Gordon paid another man to travel to Africa to get elephant ivory. The elephant ivory was then carved to Gordon's specifications, and then stained and dyed to make it appear older than it really was, reports The Wall Street Journal.
The ivory was smuggled through New York's JFK International Airport, reports The Philadelphia Inquirer.
Gordon was arrested and charged with 10 counts, including conspiracy and smuggling. If convicted, he could spend up to 20 years behind bars, The Wall Street Journal reports.
Federal agents had reportedly seized about one ton of ivory from his store.
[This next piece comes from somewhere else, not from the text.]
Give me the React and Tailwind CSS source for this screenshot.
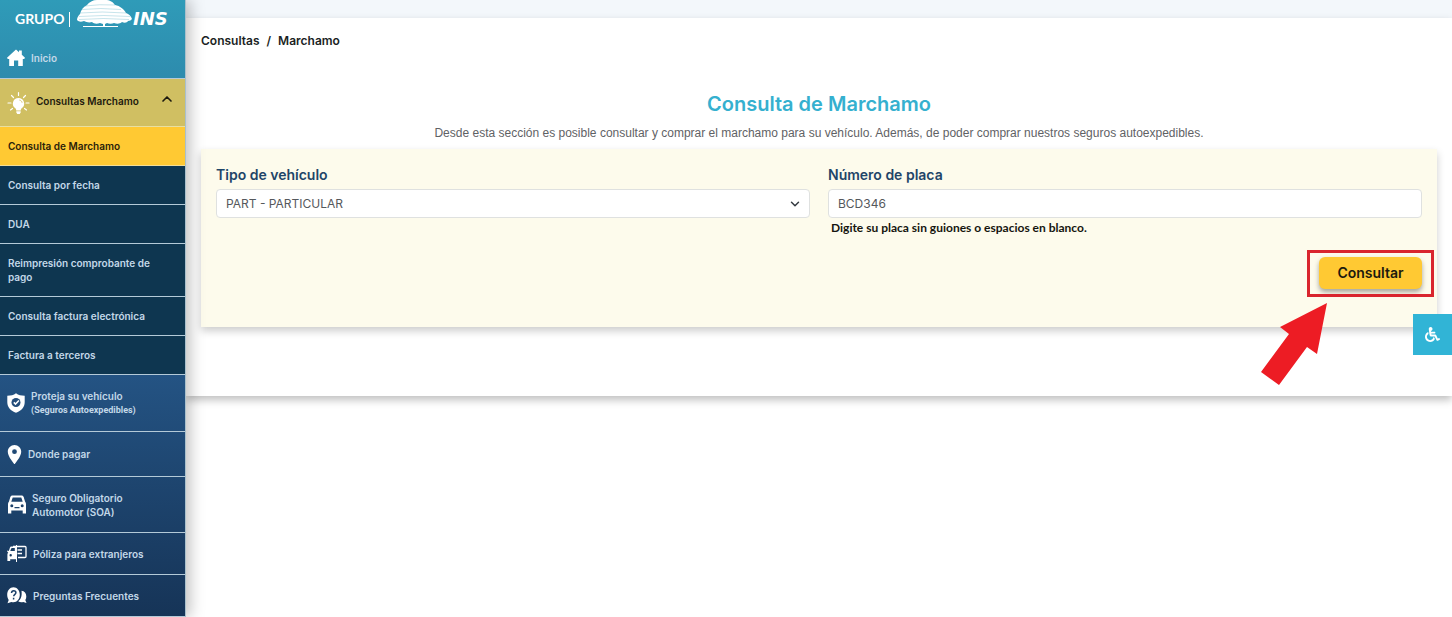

What are some laws that prohibit ivory trade in the United States? The African Elephant Conservation Act, which was passed in 1998, gives the U.S. government the discretion to prohibit or limit ivory imports. As a result, the United States banned import of African elephant ivory in 1989, but it is still legal to buy, sell, and transport African elephant ivory that came into the U.S. or was purchased before the ban took place.
This is probably why Gordon tried to go to great lengths to disguise his ivory as older than it really was - as it wouldn't be illegal for him to be selling genuine African ivory if it had been purchased before 1989.
Victor Gordon, 68, was arraigned in federal court in New York over the charges of ivory smuggling for his Philadelphia shop. Apparently he had been smuggling elephant ivory for years, between May 2006 and April 2009, reports The Philadelphia Inquirer.